The parser_to_target_id_mappings field should specify the parser name and an affected IDs if required. See ParserBehaviour for the type of actions that are possible.

__init__(behaviour, parser_to_target_id_mappings=<factory>)[source]
Parameters:
Return type:

None

classmethod from_dict(json_dict)[source]
Parameters:

json_dict (dict)

Return type:

ParserAction

behaviour: ParserBehaviour
parser_to_target_id_mappings: dict[str, set[str]]
class kazu.data.ParserBehaviour[source]

Bases: AutoNameEnum

__new__(value)[source]
DROP_IDS_FROM_PARSER = 'DROP_IDS_FROM_PARSER'

completely remove the ids from the parser - i.e. should never used anywhere

class kazu.data.Section[source]

Bases: object

A container for text and entities.

One or more make up a kazu.data.Document.

__init__(text, name, metadata=<factory>, entities=<factory>)[source]
Parameters:
Return type:

None

static from_dict(section_dict)[source]
Parameters:

section_dict (dict)

Return type:

Section

entities: list[Entity]

entities detected in this section

metadata: dict
generic metadata

Note that storing objects here that Kazu can’t convert to and from json will cause problems for (de)serialization. See (De)serialization and generic metadata fields for details.
name: str

the name of the section (e.g. abstract, body, header, footer etc)

property sentence_spans: Iterable[CharSpan]
text: str

the text to be processed

class kazu.data.StringMatchConfidence[source]

Bases: AutoNameEnum

__new__(value)[source]
HIGHLY_LIKELY = 'HIGHLY_LIKELY'
POSSIBLE = 'POSSIBLE'
PROBABLE = 'PROBABLE'
class kazu.data.Synonym[source]

Bases: object

Synonym(text: str, case_sensitive: bool, mention_confidence: kazu.data.MentionConfidence)

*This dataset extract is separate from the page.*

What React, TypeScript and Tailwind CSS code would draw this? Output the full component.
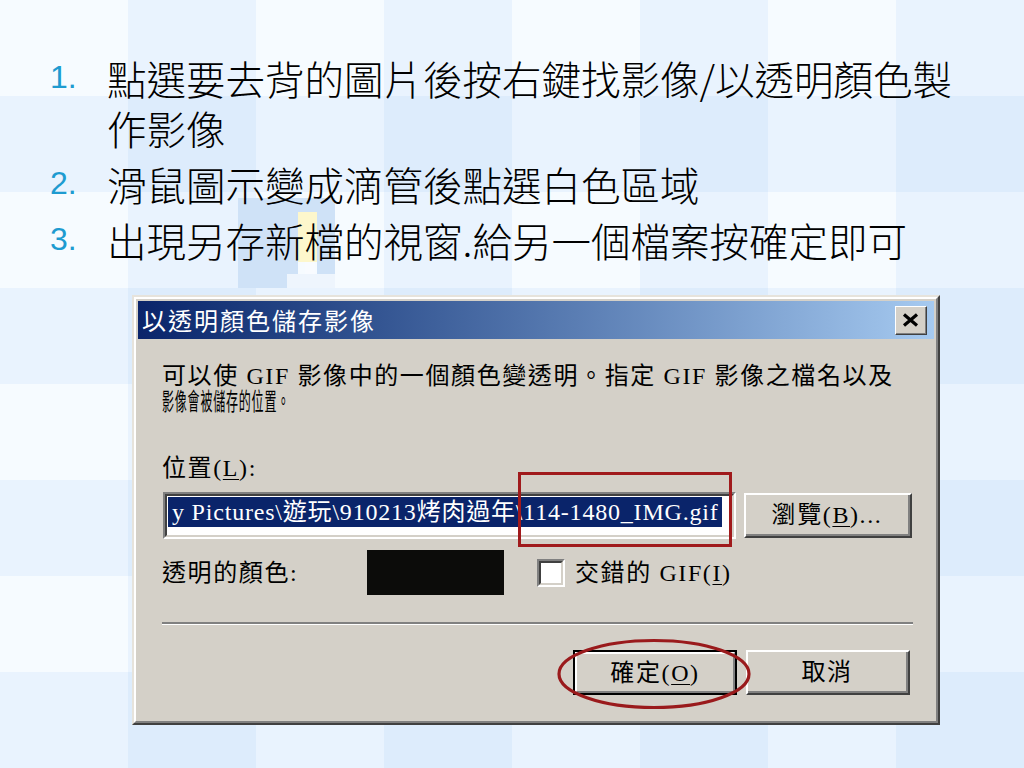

__init__(text, case_sensitive, mention_confidence)[source]
Parameters:
Return type:

None

case_sensitive: bool
mention_confidence: MentionConfidence
text: str
kazu.data.AssociatedIdSets

A frozen set of EquivalentIdSet

alias of frozenset[EquivalentIdSet]

kazu.data.CandidatesToMetrics

This type is used whenever we have LinkingCandidates and some metrics for how well they map to a specific Entity.

In particular, linking_candidates holds relevant candidates and their metrics, and this type is used in parts of kazu which produce, modify or use this field.

alias of dict[LinkingCandidate, LinkingMetrics]

kazu.data.JsonEncodable

Represents a json-encodable object.

Note that because dict is invariant, there can be issues with using types like dict[str, str] (see further here).

alias of dict[str, JsonEncodable] | list[JsonEncodable] | bool | int | float | str | None

kazu.data.kazu_json_converter = <cattrs.preconf.json.JsonConverter object>

A cattrs Converter configured for converting Kazu’s datamodel into json.

If you are not familiar with cattrs, don’t worry: you can just use methods on the kazu classes like Document.from_dict() and Document.from_dict(), and you will likely never need to use or understand kazu_json_converter.

If you are familiar with cattrs, you may prefer to use the structure, unstructure, dumps and loads methods of kazu_json_converter directly.